Look, to propose that the growth factor among us minors is skewed in favor of whales and not us is a false statement. If you pursued growth in your alliance, you'd select your most competent members and supercharge them to a higher status, bringing up a few first than all together. Hell, if I recall correctly, you lot have ludicrous taxes on your base, that should have been enough capital to rebuild your top and middle brass, then bring up the shining stars among your lower rung. But to lobby Alex over lowering city costs to supercharge yourselves, then alluding to its many benefits while alluding briefly that somehow growth in this game is somehow too "prohibitive" is just absolutely devious, especially with your votemongering by flooding this forum with your bloc members. I see no reason why we should shift city prices from their status quo, and until you can change my mind, I stand by my argument.
Though, I ought to give you guys credit for trying, this realpolitik move is obviously based off of historical events where the uplifting of poorer, larger groups led to the shadowing of the head honcho, like the United States and Britain, Germany and Britain, the Soviet Union and Germany, France and again Britain, China and Japan, and soon China and the United States.
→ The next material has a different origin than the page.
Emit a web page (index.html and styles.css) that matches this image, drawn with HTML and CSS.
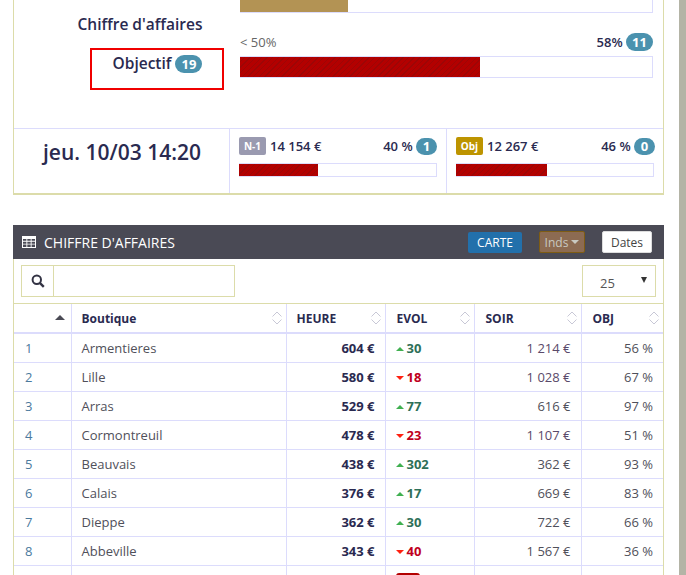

I'll finish this off with a quote from Lenin which should console you, "Half a century ago, Germany was a miserable, insignificant country, as far as capitalist strength was concerned, compared with the strength of England at that time. Japan was similarly insignificant compared with Russia. Is it 'conceivable' that in ten or twenty years' time the relative strength of the imperialist powers will have remained unchanged? Absolutely inconceivable."